# Task objective
Exact reproduction of the data is required, with images excluded.

++++ Available data ++++

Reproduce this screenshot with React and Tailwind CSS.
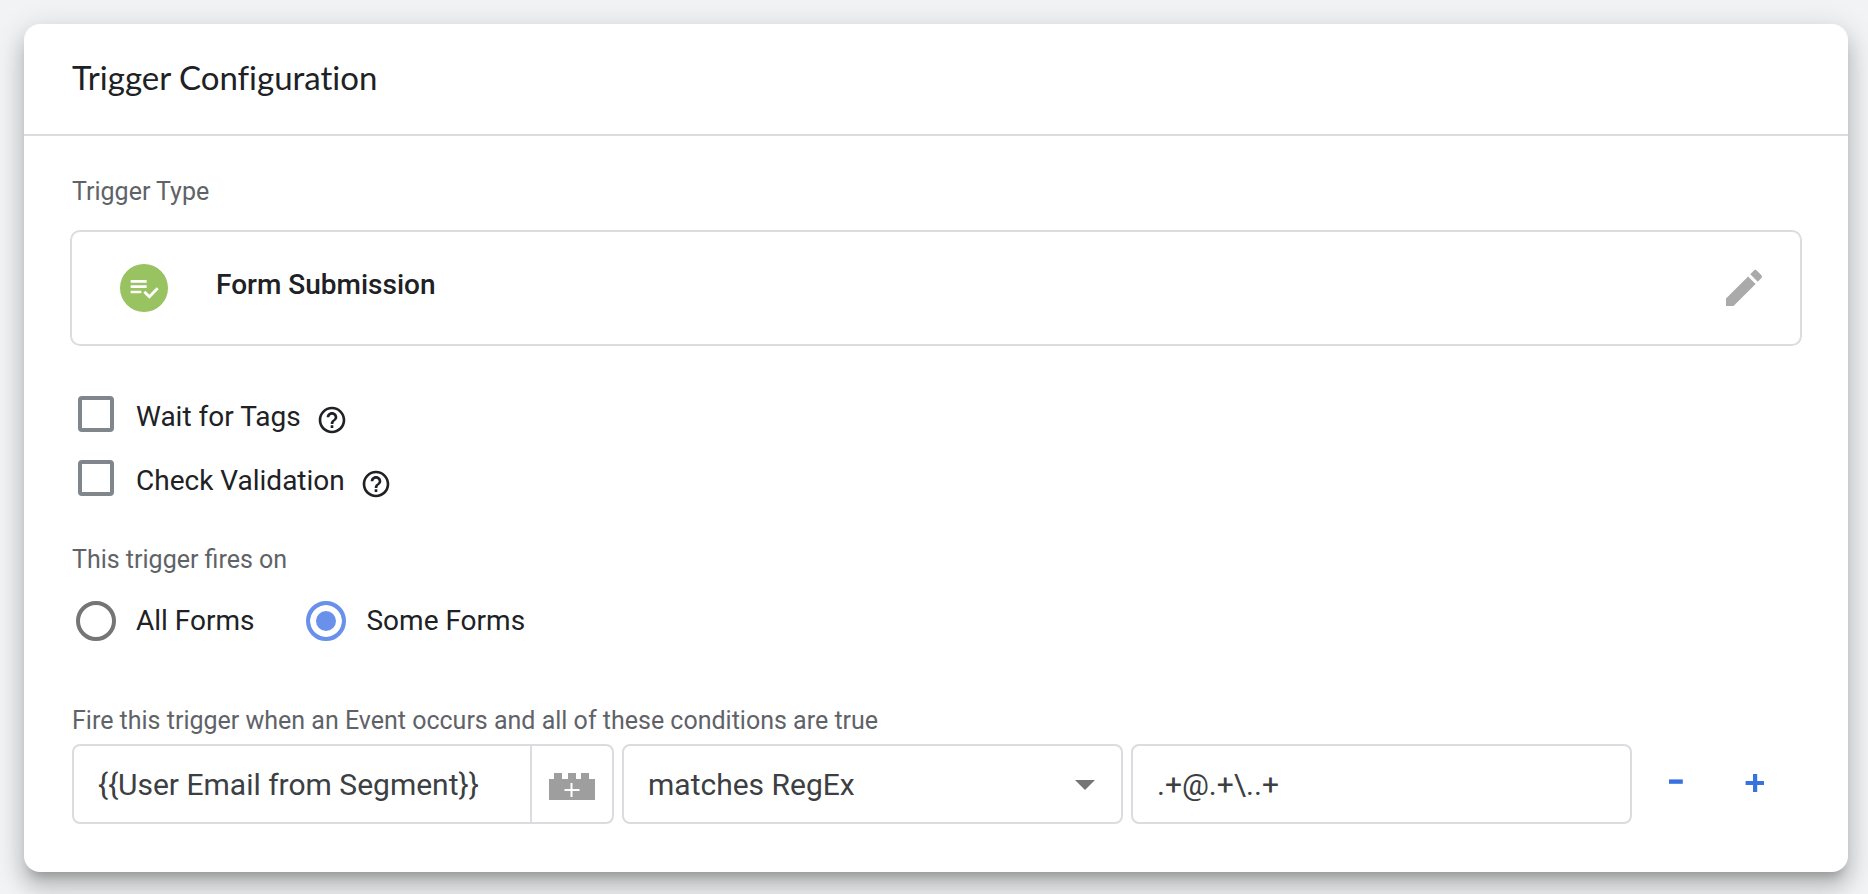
import React, { useState } from 'react';

const labelClass = 'block pl-0.5 text-[25px] leading-8 text-[#5f6368]';
const fieldClass = 'h-20 rounded-[8px] border-2 border-[#dadce0] bg-white text-[30px] text-[#3c4043]';

const FormIcon = () => (
  <span className="flex size-12 shrink-0 items-center justify-center rounded-full bg-[#99c261]">
    <svg viewBox="0 0 24 24" className="size-8 fill-white" aria-hidden="true">
      <path d="M14 10H2v2h12v-2zm0-4H2v2h12V6zM2 16h8v-2H2v2zm19.5-4.5L23 13l-6.99 7-4.51-4.5L13 14l3.01 3 5.49-5.5z" />
    </svg>
  </span>
);

const PencilIcon = () => (
  <svg viewBox="0 0 24 24" className="size-12 fill-[#aaaaaa]" aria-hidden="true">
    <path d="M3 17.25V21h3.75L17.81 9.94l-3.75-3.75L3 17.25zM20.71 7.04a.996.996 0 0 0 0-1.41l-2.34-2.34a.996.996 0 0 0-1.41 0l-1.83 1.83 3.75 3.75 1.83-1.83z" />
  </svg>
);

const HelpIcon = () => (
  <svg viewBox="0 0 24 24" className="size-8 fill-[#202124]" aria-hidden="true">
    <path d="M11 18h2v-2h-2v2zm1-16C6.48 2 2 6.48 2 12s4.48 10 10 10 10-4.48 10-10S17.52 2 12 2zm0 18c-4.41 0-8-3.59-8-8s3.59-8 8-8 8 3.59 8 8-3.59 8-8 8zm0-14c-2.21 0-4 1.79-4 4h2c0-1.1.9-2 2-2s2 .9 2 2c0 2-3 1.75-3 5h2c0-2.25 3-2.5 3-5 0-2.21-1.79-4-4-4z" />
  </svg>
);

const BrickIcon = () => (
  <svg viewBox="0 0 46 27" className="h-[27px] w-[46px]" aria-hidden="true">
    <path d="M0 6h5V0h8v6h6V0h8v6h5V0h8v6h6v21H0z" fill="#9e9e9e" />
    <path d="M22.5 10v14M15.5 17h15" stroke="#fff" strokeWidth="2" />
  </svg>
);

const MinusIcon = () => (
  <svg viewBox="0 0 20 20" className="size-5 fill-[#3871e0]" aria-hidden="true">
    <path d="M3 5.4h13.8v4.4H3z" />
  </svg>
);

const PlusIcon = () => (
  <svg viewBox="0 0 20 20" className="size-5 fill-[#3871e0]" aria-hidden="true">
    <path d="M8 0h4.2v7h6.8v4h-6.8v7H8v-7H.6V7H8z" />
  </svg>
);

const CheckRow = ({ id, label, checked, onChange }) => (
  <div className="flex items-start">
    <input
      id={id}
      type="checkbox"
      checked={checked}
      onChange={onChange}
      className="size-9 shrink-0 appearance-none rounded-[4px] border-4 border-[#80868b] bg-white checked:bg-[#80868b]"
    />
    <label htmlFor={id} className="pl-[22px] text-[28px] leading-[42px] text-[#202124]">{label}</label>
    <button type="button" aria-label={`Help: ${label}`} className="ml-[15px] flex h-12 items-center">
      <HelpIcon />
    </button>
  </div>
);

const RadioOption = ({ id, label, checked, onChange }) => (
  <div className="flex items-center">
    <input
      id={id}
      type="radio"
      name="fires-on"
      checked={checked}
      onChange={onChange}
      className="size-10 shrink-0 appearance-none rounded-full border-4 border-[#757575] checked:border-[#6991ec] checked:bg-[#6991ec] checked:shadow-[inset_0_0_0_6px_#fff]"
    />
    <label htmlFor={id} className="pl-5 text-[28px] leading-10 text-[#202124]">{label}</label>
  </div>
);

const App = () => {
  const [waitForTags, setWaitForTags] = useState(false);
  const [checkValidation, setCheckValidation] = useState(false);
  const [firesOn, setFiresOn] = useState('some');
  const [variable, setVariable] = useState('{{User Email from Segment}}');
  const [operator, setOperator] = useState('matches RegEx');
  const [pattern, setPattern] = useState('.+@.+\\..+');

  return (
    <div className="min-h-screen bg-[#f1f3f4] pt-6 pr-5 pb-5 pl-6 font-['Roboto',sans-serif]">
      <section className="rounded-[16px] bg-white shadow-[0_10px_10px_-6px_rgba(0,0,0,0.2),0_16px_20px_2px_rgba(0,0,0,0.14),0_6px_28px_4px_rgba(0,0,0,0.12)]">
        <header className="border-b-2 border-[#dadce0] px-12 pt-[33px] pb-[37px]">
          <h2 className="font-['Lato',sans-serif] text-[33px] leading-10 text-[#202124] [font-variant-ligatures:none]">Trigger Configuration</h2>
        </header>

        <div className="px-[46px] pt-10 pb-12">
          <h3 className={labelClass}>Trigger Type</h3>
          <div className="mt-[22px] flex items-start rounded-[10px] border-2 border-[#dadce0] py-8 pr-8 pl-12">
            <FormIcon />
            <span className="flex-1 pl-12 text-[28px] leading-[42px] font-medium text-[#202124]">Form Submission</span>
            <button type="button" aria-label="Edit trigger type">
              <PencilIcon />
            </button>
          </div>

          <div className="mt-[50px] flex flex-col gap-4 pl-2">
            <CheckRow
              id="wait-for-tags"
              label="Wait for Tags"
              checked={waitForTags}
              onChange={(e) => setWaitForTags(e.target.checked)}
            />
            <CheckRow
              id="check-validation"
              label="Check Validation"
              checked={checkValidation}
              onChange={(e) => setCheckValidation(e.target.checked)}
            />
          </div>

          <fieldset className="mt-9">
            <legend className={labelClass}>This trigger fires on</legend>
            <div className="mt-[25px] flex gap-13 pl-1.5">
              <RadioOption id="all-forms" label="All Forms" checked={firesOn === 'all'} onChange={() => setFiresOn('all')} />
              <RadioOption id="some-forms" label="Some Forms" checked={firesOn === 'some'} onChange={() => setFiresOn('some')} />
            </div>
          </fieldset>

          <h3 className={`${labelClass} mt-16`}>
            Fire this trigger when an Event occurs and all of these conditions are true
          </h3>
          <div className="mt-[7px] flex items-center pl-0.5">
            <div className="grid flex-1 grid-cols-[542fr_501fr_501fr] gap-2">
              <div className={`${fieldClass} flex`}>
                <input
                  type="text"
                  aria-label="Variable"
                  value={variable}
                  onChange={(e) => setVariable(e.target.value)}
                  className="min-w-0 flex-1 bg-transparent pl-6 outline-none"
                />
                <button
                  type="button"
                  aria-label="Insert variable"
                  className="flex w-[82px] items-center justify-center border-l-2 border-[#dadce0] pt-1"
                >
                  <BrickIcon />
                </button>
              </div>
              <div className="relative">
                <select
                  aria-label="Operator"
                  value={operator}
                  onChange={(e) => setOperator(e.target.value)}
                  className={`${fieldClass} block w-full appearance-none pl-6`}
                >
                  <option>matches RegEx</option>
                  <option>contains</option>
                  <option>equals</option>
                </select>
                <svg viewBox="0 0 20 10" className="pointer-events-none absolute top-9 right-7 h-2.5 w-5 fill-[#757575]" aria-hidden="true">
                  <path d="M0 0h20L10 10z" />
                </svg>
              </div>
              <input
                type="text"
                aria-label="Value"
                value={pattern}
                onChange={(e) => setPattern(e.target.value)}
                className={`${fieldClass} w-full min-w-0 px-6 outline-none`}
              />
            </div>
            <div className="flex pr-2 pl-1">
              <button type="button" aria-label="Remove condition" className="flex h-20 w-[79px] items-center justify-center">
                <MinusIcon />
              </button>
              <button type="button" aria-label="Add condition" className="flex h-20 w-[79px] items-center justify-center">
                <PlusIcon />
              </button>
            </div>
          </div>
        </div>
      </section>
    </div>
  );
};

export default App;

++++

# The solution
Reproduce this screenshot with React and Tailwind CSS.
import React, { useState } from 'react';

const labelClass = 'block pl-0.5 text-[25px] leading-8 text-[#5f6368]';
const fieldClass = 'h-20 rounded-[8px] border-2 border-[#dadce0] bg-white text-[30px] text-[#3c4043]';

const FormIcon = () => (
  <span className="flex size-12 shrink-0 items-center justify-center rounded-full bg-[#99c261]">
    <svg viewBox="0 0 24 24" className="size-8 fill-white" aria-hidden="true">
      <path d="M14 10H2v2h12v-2zm0-4H2v2h12V6zM2 16h8v-2H2v2zm19.5-4.5L23 13l-6.99 7-4.51-4.5L13 14l3.01 3 5.49-5.5z" />
    </svg>
  </span>
);

const PencilIcon = () => (
  <svg viewBox="0 0 24 24" className="size-12 fill-[#aaaaaa]" aria-hidden="true">
    <path d="M3 17.25V21h3.75L17.81 9.94l-3.75-3.75L3 17.25zM20.71 7.04a.996.996 0 0 0 0-1.41l-2.34-2.34a.996.996 0 0 0-1.41 0l-1.83 1.83 3.75 3.75 1.83-1.83z" />
  </svg>
);

const HelpIcon = () => (
  <svg viewBox="0 0 24 24" className="size-8 fill-[#202124]" aria-hidden="true">
    <path d="M11 18h2v-2h-2v2zm1-16C6.48 2 2 6.48 2 12s4.48 10 10 10 10-4.48 10-10S17.52 2 12 2zm0 18c-4.41 0-8-3.59-8-8s3.59-8 8-8 8 3.59 8 8-3.59 8-8 8zm0-14c-2.21 0-4 1.79-4 4h2c0-1.1.9-2 2-2s2 .9 2 2c0 2-3 1.75-3 5h2c0-2.25 3-2.5 3-5 0-2.21-1.79-4-4-4z" />
  </svg>
);

const BrickIcon = () => (
  <svg viewBox="0 0 46 27" className="h-[27px] w-[46px]" aria-hidden="true">
    <path d="M0 6h5V0h8v6h6V0h8v6h5V0h8v6h6v21H0z" fill="#9e9e9e" />
    <path d="M22.5 10v14M15.5 17h15" stroke="#fff" strokeWidth="2" />
  </svg>
);

const MinusIcon = () => (
  <svg viewBox="0 0 20 20" className="size-5 fill-[#3871e0]" aria-hidden="true">
    <path d="M3 5.4h13.8v4.4H3z" />
  </svg>
);

const PlusIcon = () => (
  <svg viewBox="0 0 20 20" className="size-5 fill-[#3871e0]" aria-hidden="true">
    <path d="M8 0h4.2v7h6.8v4h-6.8v7H8v-7H.6V7H8z" />
  </svg>
);

const CheckRow = ({ id, label, checked, onChange }) => (
  <div className="flex items-start">
    <input
      id={id}
      type="checkbox"
      checked={checked}
      onChange={onChange}
      className="size-9 shrink-0 appearance-none rounded-[4px] border-4 border-[#80868b] bg-white checked:bg-[#80868b]"
    />
    <label htmlFor={id} className="pl-[22px] text-[28px] leading-[42px] text-[#202124]">{label}</label>
    <button type="button" aria-label={`Help: ${label}`} className="ml-[15px] flex h-12 items-center">
      <HelpIcon />
    </button>
  </div>
);

const RadioOption = ({ id, label, checked, onChange }) => (
  <div className="flex items-center">
    <input
      id={id}
      type="radio"
      name="fires-on"
      checked={checked}
      onChange={onChange}
      className="size-10 shrink-0 appearance-none rounded-full border-4 border-[#757575] checked:border-[#6991ec] checked:bg-[#6991ec] checked:shadow-[inset_0_0_0_6px_#fff]"
    />
    <label htmlFor={id} className="pl-5 text-[28px] leading-10 text-[#202124]">{label}</label>
  </div>
);

const App = () => {
  const [waitForTags, setWaitForTags] = useState(false);
  const [checkValidation, setCheckValidation] = useState(false);
  const [firesOn, setFiresOn] = useState('some');
  const [variable, setVariable] = useState('{{User Email from Segment}}');
  const [operator, setOperator] = useState('matches RegEx');
  const [pattern, setPattern] = useState('.+@.+\\..+');

  return (
    <div className="min-h-screen bg-[#f1f3f4] pt-6 pr-5 pb-5 pl-6 font-['Roboto',sans-serif]">
      <section className="rounded-[16px] bg-white shadow-[0_10px_10px_-6px_rgba(0,0,0,0.2),0_16px_20px_2px_rgba(0,0,0,0.14),0_6px_28px_4px_rgba(0,0,0,0.12)]">
        <header className="border-b-2 border-[#dadce0] px-12 pt-[33px] pb-[37px]">
          <h2 className="font-['Lato',sans-serif] text-[33px] leading-10 text-[#202124] [font-variant-ligatures:none]">Trigger Configuration</h2>
        </header>

        <div className="px-[46px] pt-10 pb-12">
          <h3 className={labelClass}>Trigger Type</h3>
          <div className="mt-[22px] flex items-start rounded-[10px] border-2 border-[#dadce0] py-8 pr-8 pl-12">
            <FormIcon />
            <span className="flex-1 pl-12 text-[28px] leading-[42px] font-medium text-[#202124]">Form Submission</span>
            <button type="button" aria-label="Edit trigger type">
              <PencilIcon />
            </button>
          </div>

          <div className="mt-[50px] flex flex-col gap-4 pl-2">
            <CheckRow
              id="wait-for-tags"
              label="Wait for Tags"
              checked={waitForTags}
              onChange={(e) => setWaitForTags(e.target.checked)}
            />
            <CheckRow
              id="check-validation"
              label="Check Validation"
              checked={checkValidation}
              onChange={(e) => setCheckValidation(e.target.checked)}
            />
          </div>

          <fieldset className="mt-9">
            <legend className={labelClass}>This trigger fires on</legend>
            <div className="mt-[25px] flex gap-13 pl-1.5">
              <RadioOption id="all-forms" label="All Forms" checked={firesOn === 'all'} onChange={() => setFiresOn('all')} />
              <RadioOption id="some-forms" label="Some Forms" checked={firesOn === 'some'} onChange={() => setFiresOn('some')} />
            </div>
          </fieldset>

          <h3 className={`${labelClass} mt-16`}>
            Fire this trigger when an Event occurs and all of these conditions are true
          </h3>
          <div className="mt-[7px] flex items-center pl-0.5">
            <div className="grid flex-1 grid-cols-[542fr_501fr_501fr] gap-2">
              <div className={`${fieldClass} flex`}>
                <input
                  type="text"
                  aria-label="Variable"
                  value={variable}
                  onChange={(e) => setVariable(e.target.value)}
                  className="min-w-0 flex-1 bg-transparent pl-6 outline-none"
                />
                <button
                  type="button"
                  aria-label="Insert variable"
                  className="flex w-[82px] items-center justify-center border-l-2 border-[#dadce0] pt-1"
                >
                  <BrickIcon />
                </button>
              </div>
              <div className="relative">
                <select
                  aria-label="Operator"
                  value={operator}
                  onChange={(e) => setOperator(e.target.value)}
                  className={`${fieldClass} block w-full appearance-none pl-6`}
                >
                  <option>matches RegEx</option>
                  <option>contains</option>
                  <option>equals</option>
                </select>
                <svg viewBox="0 0 20 10" className="pointer-events-none absolute top-9 right-7 h-2.5 w-5 fill-[#757575]" aria-hidden="true">
                  <path d="M0 0h20L10 10z" />
                </svg>
              </div>
              <input
                type="text"
                aria-label="Value"
                value={pattern}
                onChange={(e) => setPattern(e.target.value)}
                className={`${fieldClass} w-full min-w-0 px-6 outline-none`}
              />
            </div>
            <div className="flex pr-2 pl-1">
              <button type="button" aria-label="Remove condition" className="flex h-20 w-[79px] items-center justify-center">
                <MinusIcon />
              </button>
              <button type="button" aria-label="Add condition" className="flex h-20 w-[79px] items-center justify-center">
                <PlusIcon />
              </button>
            </div>
          </div>
        </div>
      </section>
    </div>
  );
};

export default App;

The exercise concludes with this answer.